**Your task:** Select every line holding the word "full" and copy it.

__________________________________________________

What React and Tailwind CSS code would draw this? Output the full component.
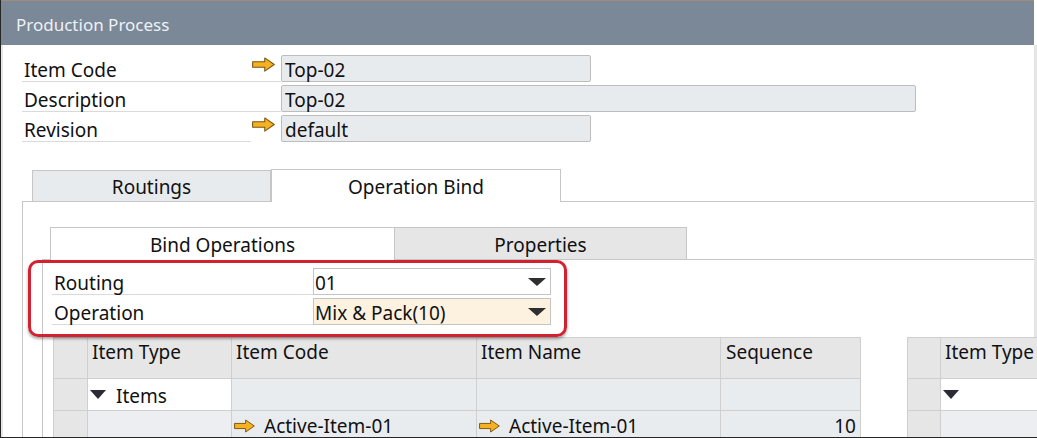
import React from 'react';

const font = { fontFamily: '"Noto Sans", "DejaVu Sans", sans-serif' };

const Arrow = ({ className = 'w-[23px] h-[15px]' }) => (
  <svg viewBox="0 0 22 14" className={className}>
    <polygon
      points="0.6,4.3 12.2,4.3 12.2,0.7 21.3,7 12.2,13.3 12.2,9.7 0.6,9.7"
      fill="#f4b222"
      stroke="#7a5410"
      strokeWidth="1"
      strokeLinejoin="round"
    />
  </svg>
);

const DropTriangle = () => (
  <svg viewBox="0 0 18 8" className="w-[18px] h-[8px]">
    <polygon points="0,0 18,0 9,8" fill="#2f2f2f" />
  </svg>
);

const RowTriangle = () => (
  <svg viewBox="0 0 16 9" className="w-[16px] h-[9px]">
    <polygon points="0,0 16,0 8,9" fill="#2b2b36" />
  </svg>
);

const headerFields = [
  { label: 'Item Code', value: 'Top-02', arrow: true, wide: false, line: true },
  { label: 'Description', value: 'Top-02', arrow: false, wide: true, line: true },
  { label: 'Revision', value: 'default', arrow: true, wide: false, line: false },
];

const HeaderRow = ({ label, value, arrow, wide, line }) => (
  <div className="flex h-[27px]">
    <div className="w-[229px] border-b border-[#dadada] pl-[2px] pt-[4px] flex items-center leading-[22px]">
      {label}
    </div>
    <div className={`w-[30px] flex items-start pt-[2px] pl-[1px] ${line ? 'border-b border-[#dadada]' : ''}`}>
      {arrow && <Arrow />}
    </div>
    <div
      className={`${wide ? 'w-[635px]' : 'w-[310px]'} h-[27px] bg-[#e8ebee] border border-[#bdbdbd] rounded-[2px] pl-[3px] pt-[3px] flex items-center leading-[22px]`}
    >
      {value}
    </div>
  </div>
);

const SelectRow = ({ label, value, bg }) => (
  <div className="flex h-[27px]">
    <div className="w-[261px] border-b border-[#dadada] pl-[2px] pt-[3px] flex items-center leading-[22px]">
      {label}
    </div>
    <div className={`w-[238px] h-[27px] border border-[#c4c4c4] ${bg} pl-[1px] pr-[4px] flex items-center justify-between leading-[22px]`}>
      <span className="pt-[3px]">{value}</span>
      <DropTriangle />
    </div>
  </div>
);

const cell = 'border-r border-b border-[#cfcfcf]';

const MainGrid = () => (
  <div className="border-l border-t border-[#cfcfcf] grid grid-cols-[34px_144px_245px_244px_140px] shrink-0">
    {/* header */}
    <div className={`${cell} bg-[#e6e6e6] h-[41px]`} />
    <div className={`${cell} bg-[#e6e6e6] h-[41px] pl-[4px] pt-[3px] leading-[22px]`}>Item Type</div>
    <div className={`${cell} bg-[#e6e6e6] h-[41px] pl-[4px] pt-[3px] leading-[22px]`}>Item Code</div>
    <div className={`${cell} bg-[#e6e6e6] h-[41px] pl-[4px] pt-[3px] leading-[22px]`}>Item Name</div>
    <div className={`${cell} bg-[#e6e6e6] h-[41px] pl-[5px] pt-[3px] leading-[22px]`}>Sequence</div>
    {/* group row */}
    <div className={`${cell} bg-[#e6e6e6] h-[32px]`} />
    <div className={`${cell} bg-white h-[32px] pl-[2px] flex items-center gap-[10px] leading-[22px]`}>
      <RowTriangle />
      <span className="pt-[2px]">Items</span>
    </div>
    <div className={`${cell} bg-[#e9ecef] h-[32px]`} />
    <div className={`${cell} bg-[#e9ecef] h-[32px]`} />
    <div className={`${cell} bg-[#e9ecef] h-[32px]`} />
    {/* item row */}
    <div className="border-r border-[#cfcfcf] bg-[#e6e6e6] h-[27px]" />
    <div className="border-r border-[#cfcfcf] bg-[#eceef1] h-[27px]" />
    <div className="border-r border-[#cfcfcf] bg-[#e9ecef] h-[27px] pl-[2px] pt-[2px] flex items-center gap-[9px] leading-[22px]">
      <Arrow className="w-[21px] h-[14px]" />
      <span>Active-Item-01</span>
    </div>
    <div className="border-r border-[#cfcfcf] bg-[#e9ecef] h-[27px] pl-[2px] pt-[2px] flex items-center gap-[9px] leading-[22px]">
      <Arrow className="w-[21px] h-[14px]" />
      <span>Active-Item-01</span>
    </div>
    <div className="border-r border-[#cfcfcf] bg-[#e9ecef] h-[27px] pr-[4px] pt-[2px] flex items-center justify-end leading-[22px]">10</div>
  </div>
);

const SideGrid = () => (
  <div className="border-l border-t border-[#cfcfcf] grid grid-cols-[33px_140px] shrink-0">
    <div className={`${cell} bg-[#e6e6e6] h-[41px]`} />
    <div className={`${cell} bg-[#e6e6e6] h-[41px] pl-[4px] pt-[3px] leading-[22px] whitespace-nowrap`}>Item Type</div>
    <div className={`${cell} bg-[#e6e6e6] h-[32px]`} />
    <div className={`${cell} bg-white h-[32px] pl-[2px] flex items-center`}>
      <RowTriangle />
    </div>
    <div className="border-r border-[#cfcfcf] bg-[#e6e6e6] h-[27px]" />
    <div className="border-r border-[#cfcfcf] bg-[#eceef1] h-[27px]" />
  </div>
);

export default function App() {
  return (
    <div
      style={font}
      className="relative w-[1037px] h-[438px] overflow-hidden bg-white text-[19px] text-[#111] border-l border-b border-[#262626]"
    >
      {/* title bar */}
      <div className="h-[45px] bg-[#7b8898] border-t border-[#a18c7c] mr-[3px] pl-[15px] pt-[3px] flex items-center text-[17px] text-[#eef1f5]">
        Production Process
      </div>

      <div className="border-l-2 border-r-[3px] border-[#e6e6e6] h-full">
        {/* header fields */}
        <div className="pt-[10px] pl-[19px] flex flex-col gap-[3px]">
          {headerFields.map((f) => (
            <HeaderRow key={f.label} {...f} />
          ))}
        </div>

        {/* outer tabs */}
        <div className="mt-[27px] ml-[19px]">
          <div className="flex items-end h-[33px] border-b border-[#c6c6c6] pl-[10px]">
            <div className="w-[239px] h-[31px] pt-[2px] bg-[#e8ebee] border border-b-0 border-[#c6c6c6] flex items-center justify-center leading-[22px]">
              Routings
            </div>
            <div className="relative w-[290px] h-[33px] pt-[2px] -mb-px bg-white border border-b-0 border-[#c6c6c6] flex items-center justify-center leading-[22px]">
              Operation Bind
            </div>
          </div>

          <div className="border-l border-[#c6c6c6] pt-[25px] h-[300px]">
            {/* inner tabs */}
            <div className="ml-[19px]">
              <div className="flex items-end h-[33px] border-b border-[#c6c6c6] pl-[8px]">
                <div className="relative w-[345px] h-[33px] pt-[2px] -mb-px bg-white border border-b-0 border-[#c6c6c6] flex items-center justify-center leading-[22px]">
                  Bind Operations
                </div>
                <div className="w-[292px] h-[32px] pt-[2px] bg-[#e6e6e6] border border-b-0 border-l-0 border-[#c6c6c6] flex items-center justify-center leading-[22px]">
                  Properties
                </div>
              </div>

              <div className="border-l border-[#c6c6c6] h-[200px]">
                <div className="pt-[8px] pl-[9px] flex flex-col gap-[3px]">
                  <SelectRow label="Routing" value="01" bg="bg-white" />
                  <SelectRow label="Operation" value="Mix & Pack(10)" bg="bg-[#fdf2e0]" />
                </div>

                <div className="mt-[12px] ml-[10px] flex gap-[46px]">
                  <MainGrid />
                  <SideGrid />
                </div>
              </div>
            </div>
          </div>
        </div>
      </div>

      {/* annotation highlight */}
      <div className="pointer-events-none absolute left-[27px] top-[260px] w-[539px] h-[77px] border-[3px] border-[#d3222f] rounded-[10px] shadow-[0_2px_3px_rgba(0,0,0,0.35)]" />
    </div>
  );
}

__________________________________________________

**Task response:**
What React and Tailwind CSS code would draw this? Output the full component.
      <div className="border-l-2 border-r-[3px] border-[#e6e6e6] h-full">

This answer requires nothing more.